→ Required task:
The listing below must be repeated word for word, with its images excluded.

→ Data extract:
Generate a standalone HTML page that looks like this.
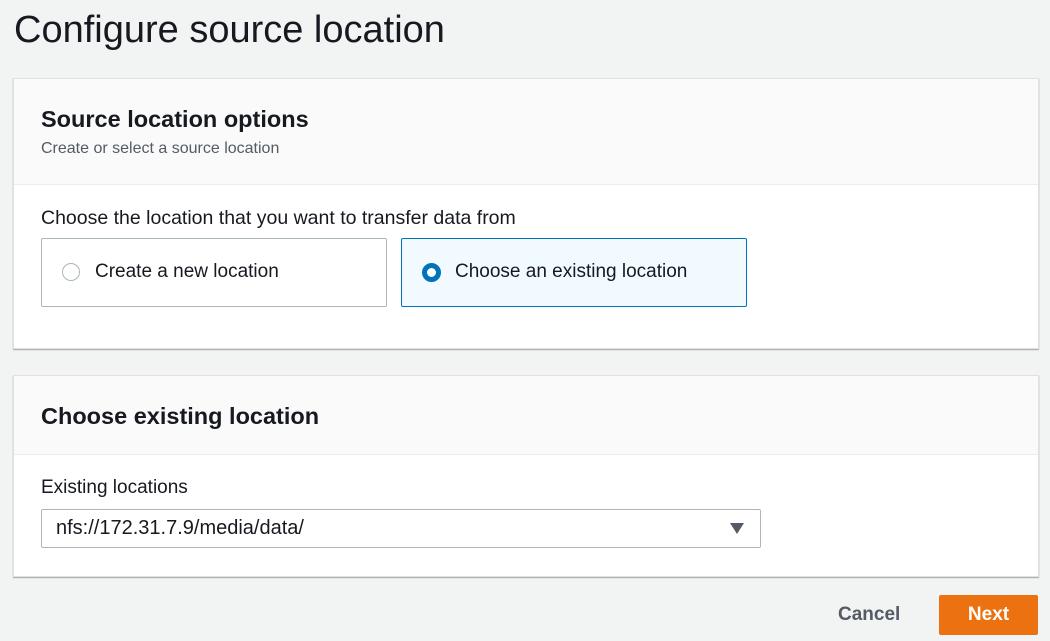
<!DOCTYPE html>
<html><head><style>
body{margin:0;width:1050px;height:641px;background:#f2f3f3;font-family:"Liberation Sans",sans-serif;color:#16191f;position:relative;overflow:hidden}
.a{position:absolute}
.panel{position:absolute;left:13px;width:1024px;background:#fff;border:1px solid #e0e0e0;box-shadow:0 1px 1px rgba(0,28,36,.35)}
.hd{background:#fafafa;border-bottom:1px solid #eaeded}
.radio{position:absolute;width:344px;height:67px;border:1px solid #aab7b8;border-radius:2px;background:#fff}
.radio span{position:absolute;left:53px;top:22px;font-size:19px}
.dot{position:absolute;left:20px;top:24px;width:16px;height:16px;border:1.5px solid #aab7b8;border-radius:50%;background:#fff}
</style></head><body>
<div class="a" style="left:14px;top:9px;font-size:38px;color:#16191f">Configure source location</div>
<div class="panel" style="top:78px;height:269px">
  <div class="hd" style="height:105px;position:relative">
    <div class="a" style="left:27px;top:27px;font-size:23.5px;font-weight:bold">Source location options</div>
    <div class="a" style="left:27px;top:61px;font-size:16px;color:#545b64">Create or select a source location</div>
  </div>
  <div class="a" style="left:27px;top:128px;font-size:19.5px">Choose the location that you want to transfer data from</div>
  <div class="radio" style="left:27px;top:159px"><div class="dot"></div><span>Create a new location</span></div>
  <div class="radio" style="left:387px;top:159px;border-color:#0073bb;background:#f1faff"><div class="dot" style="border:5px solid #0073bb;width:9px;height:9px;background:#fff"></div><span>Choose an existing location</span></div>
</div>
<div class="panel" style="top:375px;height:200px">
  <div class="hd" style="height:78px;position:relative">
    <div class="a" style="left:27px;top:27px;font-size:23.5px;font-weight:bold">Choose existing location</div>
  </div>
  <div class="a" style="left:27px;top:101px;font-size:19px">Existing locations</div>
  <div class="a" style="left:27px;top:133px;width:718px;height:37px;border:1px solid #aab7b8;border-radius:2px">
    <div class="a" style="left:14px;top:7px;font-size:20px">nfs://172.31.7.9/media/data/</div>
    <div class="a" style="right:16px;top:13px;width:0;height:0;border-left:7px solid transparent;border-right:7px solid transparent;border-top:11px solid #545b64"></div>
  </div>
</div>
<div class="a" style="left:838px;top:604px;font-size:19px;font-weight:bold;color:#545b64">Cancel</div>
<div class="a" style="left:939px;top:595px;width:99px;height:40px;background:#ec7211;border-radius:2px;color:#fff;font-size:19px;font-weight:bold;text-align:center;line-height:40px">Next</div>
</body></html>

→ Solved exercise:
Generate a standalone HTML page that looks like this.
<!DOCTYPE html>
<html><head><style>
body{margin:0;width:1050px;height:641px;background:#f2f3f3;font-family:"Liberation Sans",sans-serif;color:#16191f;position:relative;overflow:hidden}
.a{position:absolute}
.panel{position:absolute;left:13px;width:1024px;background:#fff;border:1px solid #e0e0e0;box-shadow:0 1px 1px rgba(0,28,36,.35)}
.hd{background:#fafafa;border-bottom:1px solid #eaeded}
.radio{position:absolute;width:344px;height:67px;border:1px solid #aab7b8;border-radius:2px;background:#fff}
.radio span{position:absolute;left:53px;top:22px;font-size:19px}
.dot{position:absolute;left:20px;top:24px;width:16px;height:16px;border:1.5px solid #aab7b8;border-radius:50%;background:#fff}
</style></head><body>
<div class="a" style="left:14px;top:9px;font-size:38px;color:#16191f">Configure source location</div>
<div class="panel" style="top:78px;height:269px">
  <div class="hd" style="height:105px;position:relative">
    <div class="a" style="left:27px;top:27px;font-size:23.5px;font-weight:bold">Source location options</div>
    <div class="a" style="left:27px;top:61px;font-size:16px;color:#545b64">Create or select a source location</div>
  </div>
  <div class="a" style="left:27px;top:128px;font-size:19.5px">Choose the location that you want to transfer data from</div>
  <div class="radio" style="left:27px;top:159px"><div class="dot"></div><span>Create a new location</span></div>
  <div class="radio" style="left:387px;top:159px;border-color:#0073bb;background:#f1faff"><div class="dot" style="border:5px solid #0073bb;width:9px;height:9px;background:#fff"></div><span>Choose an existing location</span></div>
</div>
<div class="panel" style="top:375px;height:200px">
  <div class="hd" style="height:78px;position:relative">
    <div class="a" style="left:27px;top:27px;font-size:23.5px;font-weight:bold">Choose existing location</div>
  </div>
  <div class="a" style="left:27px;top:101px;font-size:19px">Existing locations</div>
  <div class="a" style="left:27px;top:133px;width:718px;height:37px;border:1px solid #aab7b8;border-radius:2px">
    <div class="a" style="left:14px;top:7px;font-size:20px">nfs://172.31.7.9/media/data/</div>
    <div class="a" style="right:16px;top:13px;width:0;height:0;border-left:7px solid transparent;border-right:7px solid transparent;border-top:11px solid #545b64"></div>
  </div>
</div>
<div class="a" style="left:838px;top:604px;font-size:19px;font-weight:bold;color:#545b64">Cancel</div>
<div class="a" style="left:939px;top:595px;width:99px;height:40px;background:#ec7211;border-radius:2px;color:#fff;font-size:19px;font-weight:bold;text-align:center;line-height:40px">Next</div>
</body></html>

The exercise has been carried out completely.